The conference remained largely stable until 1980 when Chardon departed for the East Suburban Conference and was replaced by Wickliffe High School. When Aurora left for the Metro Athletic Conference in 1983, Chardon returned to the CVC as its replacement.

In the mid-1990s, Chagrin Falls and Wickliffe proposed creating a small-school division within the conference to improve competitive balance. Aurora was invited to rejoin, along with Hawken School and four schools from the East Suburban Conference: Berkshire High School, Cardinal High School, Kirtland High School, and Perry High School. However, the proposed two-division structure collapsed when Kenston, Orange, Solon, Twinsburg, and West Geauga left in 1996 to form the Western Reserve Conference with several members of the Metro League. Chardon later joined the Premier Athletic Conference. Following these departures, the remaining eight schools formed the core of the restructured CVC. In 1998, the conference formally adopted a two-division, 12-school format. Orange and West Geauga returned to the conference and joined Aurora, Chagrin Falls, Perry, and Wickliffe in the Chagrin Division. The Valley Division consisted of Berkshire, Cardinal, Hawken, Kirtland, and two additional schools from the East Suburban Conference: Grand Valley High School and Newbury High School.

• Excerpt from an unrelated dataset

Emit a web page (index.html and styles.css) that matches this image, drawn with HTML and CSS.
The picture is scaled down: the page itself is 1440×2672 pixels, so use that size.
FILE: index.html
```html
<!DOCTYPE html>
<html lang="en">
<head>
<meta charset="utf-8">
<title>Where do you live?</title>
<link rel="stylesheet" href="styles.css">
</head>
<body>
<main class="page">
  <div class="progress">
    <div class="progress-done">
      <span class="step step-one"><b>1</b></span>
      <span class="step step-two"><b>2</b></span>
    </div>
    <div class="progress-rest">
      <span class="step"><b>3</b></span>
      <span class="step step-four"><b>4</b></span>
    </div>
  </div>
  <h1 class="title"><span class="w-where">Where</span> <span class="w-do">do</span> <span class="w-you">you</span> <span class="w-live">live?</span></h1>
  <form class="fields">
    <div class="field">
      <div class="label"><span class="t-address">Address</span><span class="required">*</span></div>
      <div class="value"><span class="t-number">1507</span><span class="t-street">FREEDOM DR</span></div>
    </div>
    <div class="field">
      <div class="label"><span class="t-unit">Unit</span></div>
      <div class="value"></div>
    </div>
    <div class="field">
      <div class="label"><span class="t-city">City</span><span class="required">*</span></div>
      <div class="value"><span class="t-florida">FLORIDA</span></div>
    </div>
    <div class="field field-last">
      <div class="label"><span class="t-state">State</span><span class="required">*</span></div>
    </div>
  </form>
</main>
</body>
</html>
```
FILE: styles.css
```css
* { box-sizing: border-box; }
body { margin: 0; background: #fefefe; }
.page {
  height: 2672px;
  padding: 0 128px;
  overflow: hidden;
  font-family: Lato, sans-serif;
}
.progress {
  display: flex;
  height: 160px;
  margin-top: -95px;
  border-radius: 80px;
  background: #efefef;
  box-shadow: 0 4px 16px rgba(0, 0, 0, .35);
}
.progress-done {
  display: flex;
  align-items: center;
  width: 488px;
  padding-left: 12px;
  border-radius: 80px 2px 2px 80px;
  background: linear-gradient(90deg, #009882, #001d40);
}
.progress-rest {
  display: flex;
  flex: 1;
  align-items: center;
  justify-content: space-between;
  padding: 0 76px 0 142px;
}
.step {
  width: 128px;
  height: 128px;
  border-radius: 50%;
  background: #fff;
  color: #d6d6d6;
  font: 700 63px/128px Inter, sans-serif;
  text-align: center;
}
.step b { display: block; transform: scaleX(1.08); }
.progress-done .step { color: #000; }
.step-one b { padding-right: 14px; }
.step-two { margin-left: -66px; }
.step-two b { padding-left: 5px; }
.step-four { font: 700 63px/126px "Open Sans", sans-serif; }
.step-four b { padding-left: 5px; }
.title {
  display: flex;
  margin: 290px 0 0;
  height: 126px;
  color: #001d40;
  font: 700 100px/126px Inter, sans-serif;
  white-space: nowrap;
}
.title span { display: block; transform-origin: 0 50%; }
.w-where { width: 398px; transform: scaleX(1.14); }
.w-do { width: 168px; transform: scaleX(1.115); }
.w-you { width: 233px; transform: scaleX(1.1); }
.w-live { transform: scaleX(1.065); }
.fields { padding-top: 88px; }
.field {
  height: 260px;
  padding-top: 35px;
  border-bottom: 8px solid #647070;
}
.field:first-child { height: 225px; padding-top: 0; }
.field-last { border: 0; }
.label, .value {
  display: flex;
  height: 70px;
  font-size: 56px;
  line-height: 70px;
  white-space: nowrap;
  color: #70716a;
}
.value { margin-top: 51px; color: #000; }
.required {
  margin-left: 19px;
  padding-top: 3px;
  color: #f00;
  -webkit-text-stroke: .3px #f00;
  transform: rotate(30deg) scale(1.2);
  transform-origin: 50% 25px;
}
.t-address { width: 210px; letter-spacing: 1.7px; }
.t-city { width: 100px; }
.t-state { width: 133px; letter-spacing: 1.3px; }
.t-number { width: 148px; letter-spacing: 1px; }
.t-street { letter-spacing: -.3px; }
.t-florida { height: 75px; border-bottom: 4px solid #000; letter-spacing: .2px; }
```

Following the dissolution of the MAC-8 Conference in 2005, Beachwood High School joined the Valley Division, while Cuyahoga Heights High School, Independence High School, and Richmond Heights High School joined Fairport Harding High School and Hawken to form the Metro Division. Kenston also returned to the conference during this period, though it later departed again in 2015 for a revived Western Reserve Conference. Aurora also left the CVC in 2015 to join the Suburban League. Grand Valley departed the conference in 2009.

The conference continued to expand in the following years. Harvey High School joined in 2009, followed by Geneva High School in 2015. A major expansion occurred in 2019 with the addition of Brooklyn High School, Edgewood High School, Grand Valley, Lakeside High School, Lutheran West High School, and Trinity High School, increasing conference membership to 22 schools.

Newbury left the conference for the Northeastern Athletic Conference in 2014 before the Newbury Local School District was later absorbed by the West Geauga district in 2020. Discussions regarding district consolidation had previously taken place among Newbury, Cardinal, and Berkshire before Berkshire ultimately absorbed the Ledgemont Local School District in 2015.

Further changes occurred in 2020 when Crestwood High School joined the conference, while Fairport Harding departed for the Northeastern Athletic Conference. Additional expansion followed in 2023 when Conneaut High School, Fairview High School, Jefferson Area High School, and Madison High School joined the conference, prompting the creation of the Lake Division.

Grand Valley departed the conference for a second time in 2024 to rejoin the Northeastern Athletic Conference. Later that year, Cardinal announced it would also leave for the NAC beginning with the 2025–26 school year. As a result, in October 2024 it was announced that Rootstown High School would leave the Portage Trail Conference and join the CVC’s Valley Division beginning in 2025–26.

In February 2025, the conference announced that Chardon and Fairport Harbor would return to the league along with North High School and South High School beginning in the 2026–27 school year. This expansion will increase the conference’s membership to 29 schools.

Additional changes were announced in May 2025 when the North Coast Conference invited Lutheran West to join beginning with the 2027–28 school year. In January 2026, the boards of education for Rootstown and Crestwood voted to leave the CVC in favor of the newly formed Greater Portage Athletic Conference, which is scheduled to begin competition in the 2027–28 school year.